5. Capture artifacts (trace/video); publish to dashboards

When to Consider Hybrid or No-Code Testing Solutions

Playwright's developer-centric model can block progress when:

  • Non-technical SMEs must author and maintain tests
  • Governance, audit trails, and portfolio-level analytics are mandatory
  • Native app automation or complex device signals are in scope

No-code/low-code and hybrid frameworks let non-developers build and analyze tests via visual flows or natural language, reducing coding bottlenecks. A blended approach, pairing Playwright with AI-assisted scripting or codeless layers, broadens participation and accelerates coverage, especially where domain experts need to contribute without deep programming.

The Evolving Role of AI and No-Code in Testing Automation

AI-assisted authoring can turn requirements or user stories into runnable tests, then refine them with feedback. That speed is real, but scripts still demand review, stabilization, and maintenance. AI test automation uses machine learning models or natural language to auto-generate test cases and flows, though the output must be reviewed and stabilized by engineering teams.

Pros:

  • Faster test authoring and updates
  • Broader team participation and lower on-ramp

Cons:

  • Does not replace thoughtful test design
  • Requires continuous suite curation and governance

Balancing Automation Investment with Team Skills and Governance Needs

Choose frameworks to match people and process:

  • Strong engineering capacity, web-first scope, lean governance: Playwright can deliver powerful, maintainable automation with the right patterns.
  • Mixed skill sets, enterprise reporting, compliance, and native coverage: Favor a hybrid approach that layers AI-assisted and no-code capabilities on top of Playwright to expand authorship and centralize analytics.

Decision guide:

  • Team skills: Mostly developers, Playwright-led; Mixed/non-dev, hybrid with no-code
  • Apps: Web/PWA, Playwright core; Native mobile/device signals, complement with native-friendly tools
  • Governance: Light, native reporting may suffice; Heavy, add centralized dashboards and analytics
  • Scale: Small suite, monorepo basics; Large suite, sharding, API-assisted setup, and external orchestration

Future Outlook for Playwright and Automated UI Testing

Trends point to continued Playwright growth, convergence of E2E and API testing practices, and increasing demand for accessible, AI-augmented authoring. Expect deeper analytics via community plugins, tighter visual and accessibility integrations, and AI-assisted self-healing selectors over time.

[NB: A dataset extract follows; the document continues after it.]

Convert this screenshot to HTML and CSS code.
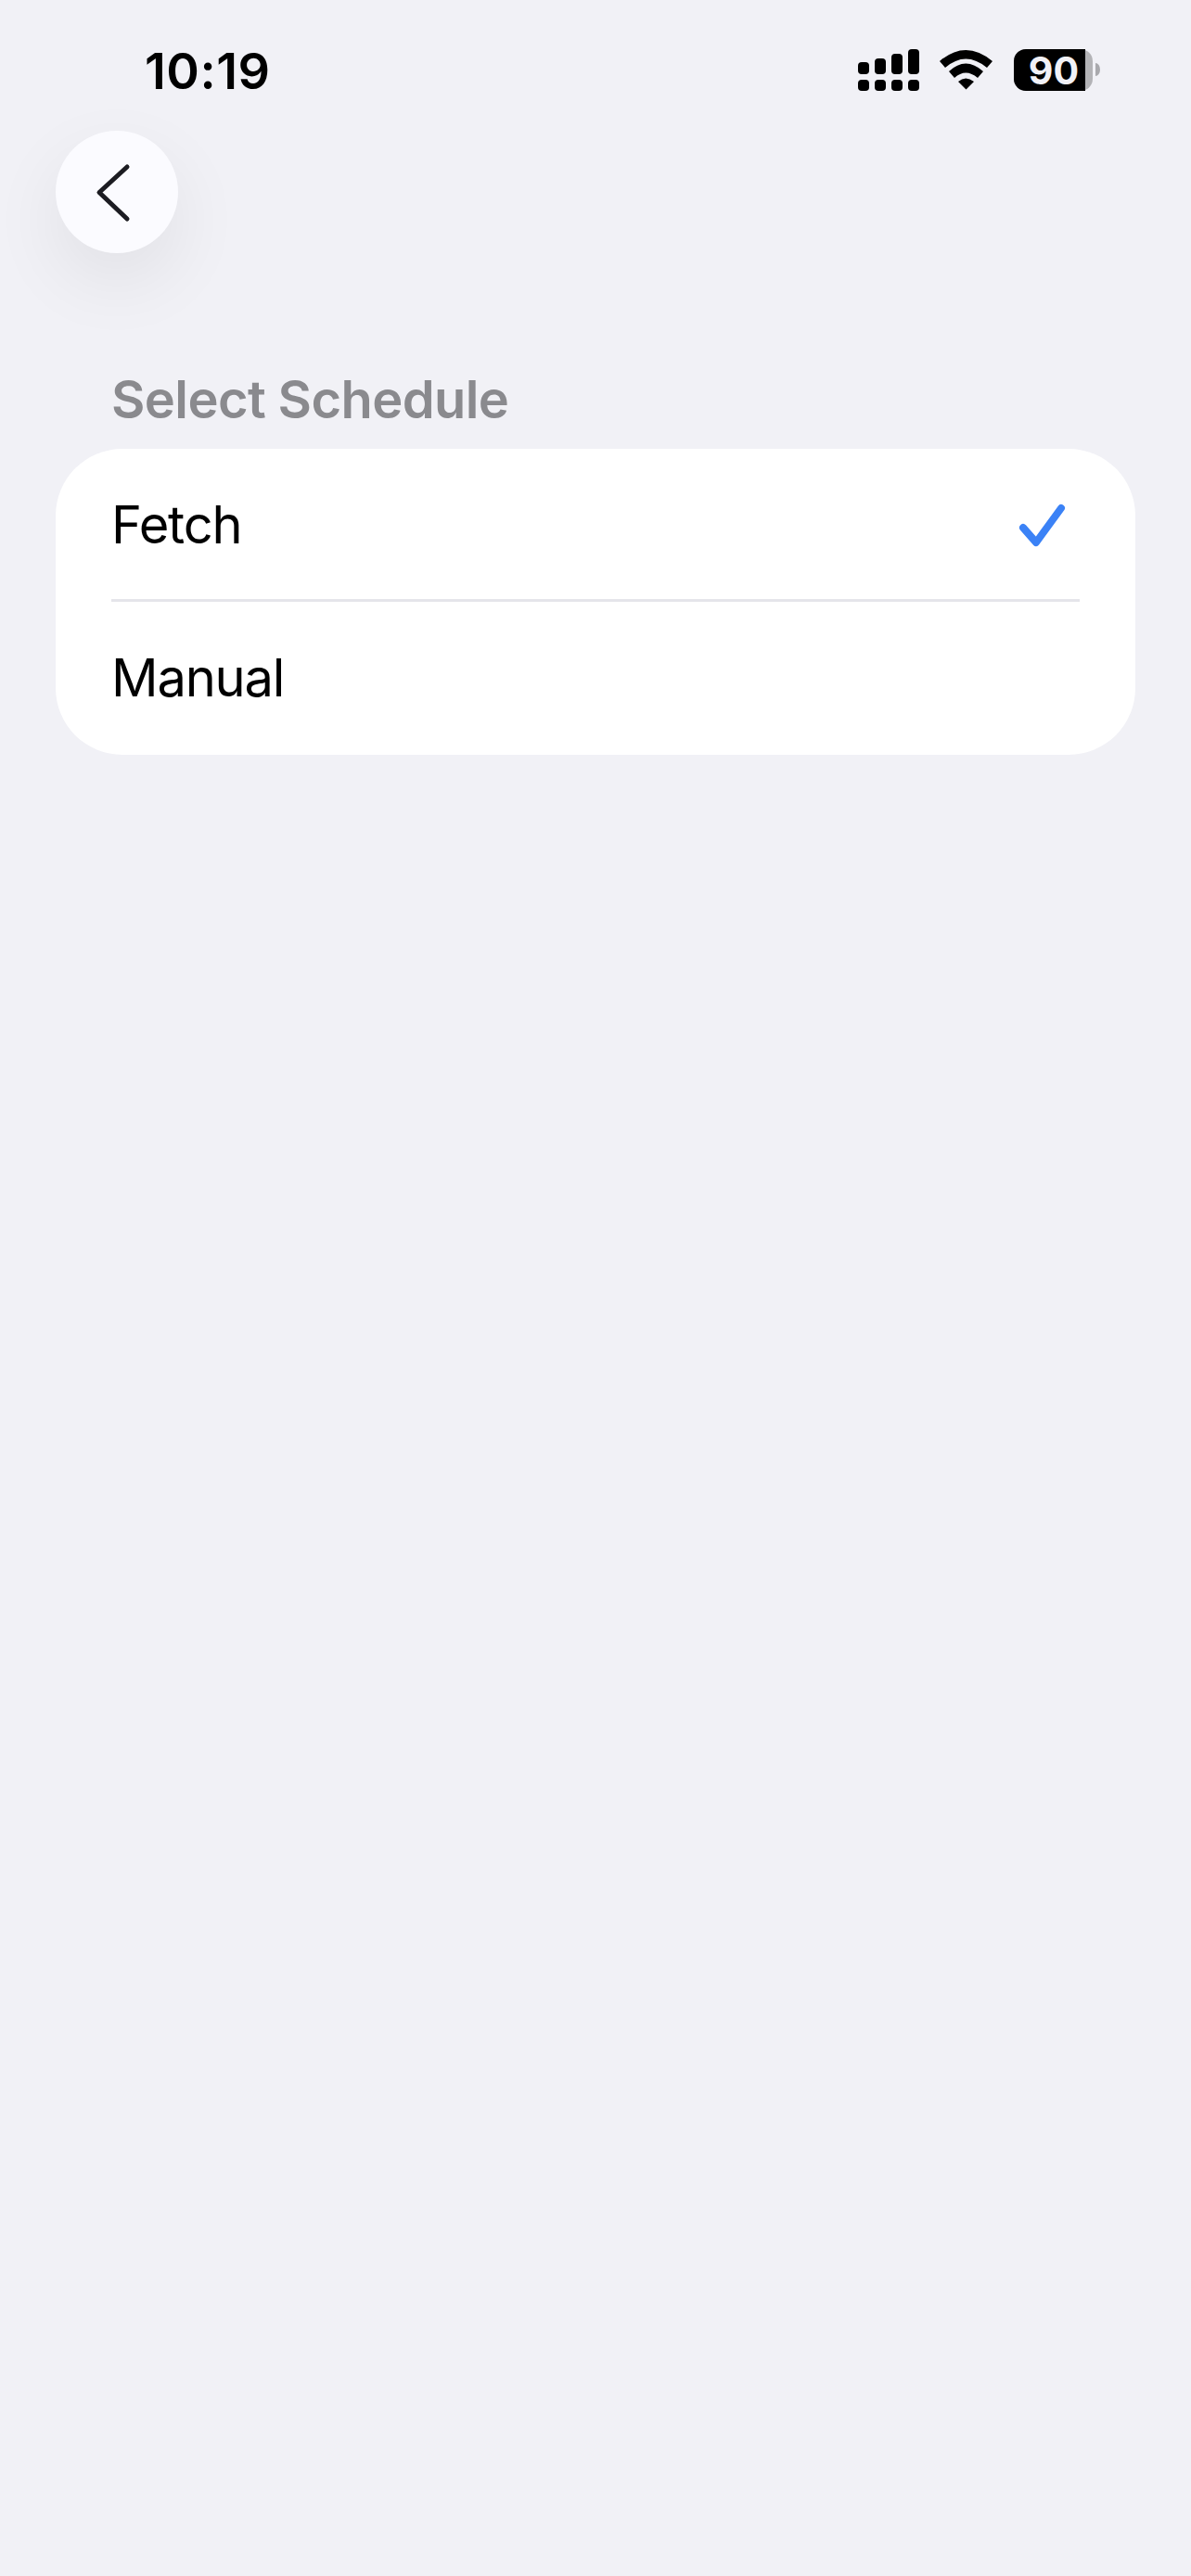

If you need to scale beyond code-only testing while preserving engineering rigor, evaluate TestMu AI. It augments Playwright with AI-native orchestration, intelligent test generation, richer analytics, and enterprise-grade governance, so you can ship faster with confidence.

Frequently Asked Questions

What makes Playwright reliable for UI automation compared to manual testing?

Playwright provides auto-waiting for UI elements and cross-browser coverage, making it highly reliable for automated UI testing where manual testing would be time-consuming or inconsistent.

Can Playwright be used effectively without strong programming skills?

Playwright generally requires programming knowledge, so it is best suited for teams with development expertise; those without may prefer complementary no-code solutions to broaden participation.

How does Playwright handle cross-browser and mobile testing challenges?

Playwright enables cross-browser testing across Chromium, Firefox, and WebKit, and supports mobile emulation, allowing teams to cover diverse environments with a single framework.

What are best practices to reduce flakiness in Playwright tests?

Best practices include using Playwright's auto-waiting features, API-assisted setup for test data, and modular selectors to minimize failures caused by UI changes or timing issues.

When should teams choose Playwright over other automation frameworks?

Teams should consider Playwright when they require reliable, fast automation for critical user journeys, have the coding expertise, and need support for modern browsers and parallel execution.